EXERCISE: With the images removed, repeat the data below exactly.
* START *
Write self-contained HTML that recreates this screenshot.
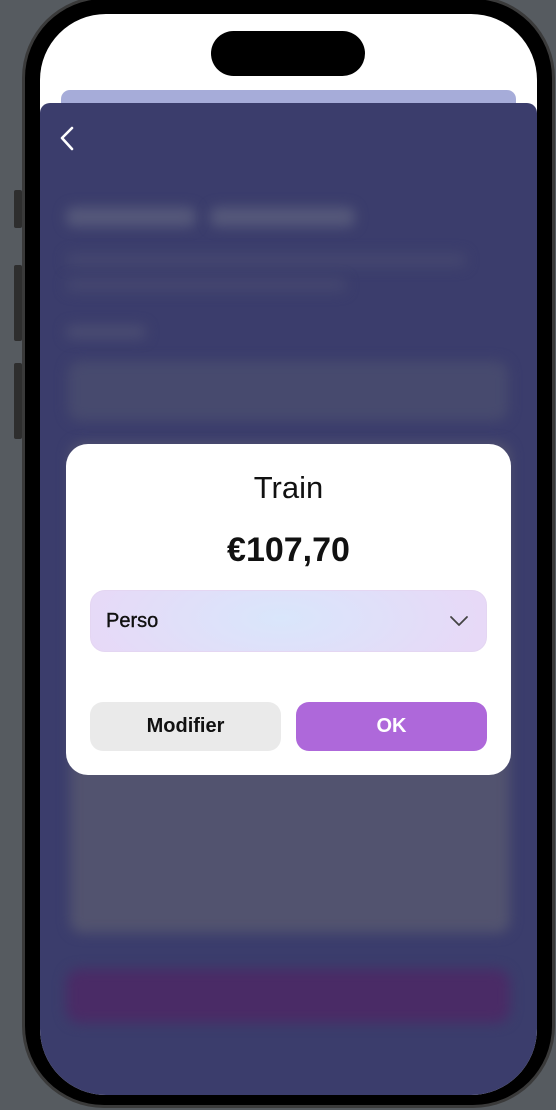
<!DOCTYPE html>
<html><head><meta charset="utf-8"><style>
*{margin:0;padding:0;box-sizing:border-box}
body{width:556px;height:1110px;background:#565b60;position:relative;overflow:hidden;font-family:"Liberation Sans",sans-serif}
.btn{position:absolute;left:14px;width:8px;background:#2e2e2e;border-radius:2px}
.frame{position:absolute;left:22px;top:-4px;width:533px;height:1112px;border-radius:82px;background:#3a3a3a}
.bezel{position:absolute;left:25px;top:-1px;width:527px;height:1106px;border-radius:79px;background:#000}
.screen{position:absolute;left:40px;top:14px;width:497px;height:1081px;border-radius:66px;background:#fff;overflow:hidden}
.island{position:absolute;left:171px;top:17px;width:154px;height:45px;border-radius:23px;background:#000}
.sheet2{position:absolute;left:21px;top:76px;width:455px;height:30px;border-radius:9px;background:#a6acd9}
.sheet{position:absolute;left:0;top:89px;width:497px;height:1000px;border-radius:10px 10px 0 0;background:#3b3d6c;overflow:hidden}
.bl{position:absolute;filter:blur(6px)}
</style></head><body>
<div class="btn" style="top:190px;height:38px"></div>
<div class="btn" style="top:265px;height:76px"></div>
<div class="btn" style="top:363px;height:76px"></div>
<div class="frame"></div>
<div class="bezel"></div>
<div class="screen">
  <div class="island"></div>
  <div class="sheet2"></div>
  <div class="sheet">
    <svg style="position:absolute;left:18px;top:22px" width="20" height="28" viewBox="0 0 20 28"><path d="M14 3 L4 13 L14 24" fill="none" stroke="#fff" stroke-width="2.6" stroke-linecap="round" stroke-linejoin="round"/></svg>
    <div class="bl" style="left:26px;top:104px;width:130px;height:20px;background:#55587a;border-radius:8px"></div>
    <div class="bl" style="left:170px;top:104px;width:145px;height:20px;background:#55587a;border-radius:8px"></div>
    <div class="bl" style="left:26px;top:150px;width:400px;height:14px;background:#44466f;border-radius:6px"></div>
    <div class="bl" style="left:26px;top:175px;width:280px;height:14px;background:#44466f;border-radius:6px"></div>
    <div class="bl" style="left:26px;top:222px;width:80px;height:14px;background:#4a4c72;border-radius:6px"></div>
    <div class="bl" style="left:28px;top:258px;width:440px;height:60px;background:#474a6e;border-radius:12px"></div>
    <div class="bl" style="left:30px;top:340px;width:440px;height:490px;background:#52536f;border-radius:12px"></div>
    <div class="bl" style="left:26px;top:866px;width:444px;height:54px;background:#4a2b66;border-radius:14px"></div>
  </div>
</div>
<div style="position:absolute;left:66px;top:444px;width:445px;height:331px;background:#fff;border-radius:22px">
  <div style="position:absolute;left:0;width:100%;top:26px;text-align:center;font-size:31px;color:#111">Train</div>
  <div style="position:absolute;left:0;width:100%;top:87px;text-align:center;font-size:34px;font-weight:bold;color:#111">€107,70</div>
  <div style="position:absolute;left:24px;top:146px;width:397px;height:62px;border-radius:15px;border:1px solid #e4d6f2;background:radial-gradient(ellipse 200px 80px at 48% 45%,#d9e6fb,#e7d9f7)">
    <div style="position:absolute;left:15px;top:19px;font-size:20px;color:#111;-webkit-text-stroke:0.4px #111">Perso</div>
    <svg style="position:absolute;right:16px;top:22px" width="22" height="16" viewBox="0 0 22 16"><path d="M3 4 L11 12 L19 4" fill="none" stroke="#444" stroke-width="1.8" stroke-linecap="round" stroke-linejoin="round"/></svg>
  </div>
  <div style="position:absolute;left:24px;top:258px;width:191px;height:49px;border-radius:13px;background:#eaeaea;text-align:center;line-height:49px;font-size:20px;font-weight:bold;color:#111">Modifier</div>
  <div style="position:absolute;left:230px;top:258px;width:191px;height:49px;border-radius:13px;background:#ae68da;text-align:center;line-height:49px;font-size:20px;font-weight:bold;color:#fff">OK</div>
</div>
</body></html>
* END *
TASK SOLUTION:
Write self-contained HTML that recreates this screenshot.
<!DOCTYPE html>
<html><head><meta charset="utf-8"><style>
*{margin:0;padding:0;box-sizing:border-box}
body{width:556px;height:1110px;background:#565b60;position:relative;overflow:hidden;font-family:"Liberation Sans",sans-serif}
.btn{position:absolute;left:14px;width:8px;background:#2e2e2e;border-radius:2px}
.frame{position:absolute;left:22px;top:-4px;width:533px;height:1112px;border-radius:82px;background:#3a3a3a}
.bezel{position:absolute;left:25px;top:-1px;width:527px;height:1106px;border-radius:79px;background:#000}
.screen{position:absolute;left:40px;top:14px;width:497px;height:1081px;border-radius:66px;background:#fff;overflow:hidden}
.island{position:absolute;left:171px;top:17px;width:154px;height:45px;border-radius:23px;background:#000}
.sheet2{position:absolute;left:21px;top:76px;width:455px;height:30px;border-radius:9px;background:#a6acd9}
.sheet{position:absolute;left:0;top:89px;width:497px;height:1000px;border-radius:10px 10px 0 0;background:#3b3d6c;overflow:hidden}
.bl{position:absolute;filter:blur(6px)}
</style></head><body>
<div class="btn" style="top:190px;height:38px"></div>
<div class="btn" style="top:265px;height:76px"></div>
<div class="btn" style="top:363px;height:76px"></div>
<div class="frame"></div>
<div class="bezel"></div>
<div class="screen">
  <div class="island"></div>
  <div class="sheet2"></div>
  <div class="sheet">
    <svg style="position:absolute;left:18px;top:22px" width="20" height="28" viewBox="0 0 20 28"><path d="M14 3 L4 13 L14 24" fill="none" stroke="#fff" stroke-width="2.6" stroke-linecap="round" stroke-linejoin="round"/></svg>
    <div class="bl" style="left:26px;top:104px;width:130px;height:20px;background:#55587a;border-radius:8px"></div>
    <div class="bl" style="left:170px;top:104px;width:145px;height:20px;background:#55587a;border-radius:8px"></div>
    <div class="bl" style="left:26px;top:150px;width:400px;height:14px;background:#44466f;border-radius:6px"></div>
    <div class="bl" style="left:26px;top:175px;width:280px;height:14px;background:#44466f;border-radius:6px"></div>
    <div class="bl" style="left:26px;top:222px;width:80px;height:14px;background:#4a4c72;border-radius:6px"></div>
    <div class="bl" style="left:28px;top:258px;width:440px;height:60px;background:#474a6e;border-radius:12px"></div>
    <div class="bl" style="left:30px;top:340px;width:440px;height:490px;background:#52536f;border-radius:12px"></div>
    <div class="bl" style="left:26px;top:866px;width:444px;height:54px;background:#4a2b66;border-radius:14px"></div>
  </div>
</div>
<div style="position:absolute;left:66px;top:444px;width:445px;height:331px;background:#fff;border-radius:22px">
  <div style="position:absolute;left:0;width:100%;top:26px;text-align:center;font-size:31px;color:#111">Train</div>
  <div style="position:absolute;left:0;width:100%;top:87px;text-align:center;font-size:34px;font-weight:bold;color:#111">€107,70</div>
  <div style="position:absolute;left:24px;top:146px;width:397px;height:62px;border-radius:15px;border:1px solid #e4d6f2;background:radial-gradient(ellipse 200px 80px at 48% 45%,#d9e6fb,#e7d9f7)">
    <div style="position:absolute;left:15px;top:19px;font-size:20px;color:#111;-webkit-text-stroke:0.4px #111">Perso</div>
    <svg style="position:absolute;right:16px;top:22px" width="22" height="16" viewBox="0 0 22 16"><path d="M3 4 L11 12 L19 4" fill="none" stroke="#444" stroke-width="1.8" stroke-linecap="round" stroke-linejoin="round"/></svg>
  </div>
  <div style="position:absolute;left:24px;top:258px;width:191px;height:49px;border-radius:13px;background:#eaeaea;text-align:center;line-height:49px;font-size:20px;font-weight:bold;color:#111">Modifier</div>
  <div style="position:absolute;left:230px;top:258px;width:191px;height:49px;border-radius:13px;background:#ae68da;text-align:center;line-height:49px;font-size:20px;font-weight:bold;color:#fff">OK</div>
</div>
</body></html>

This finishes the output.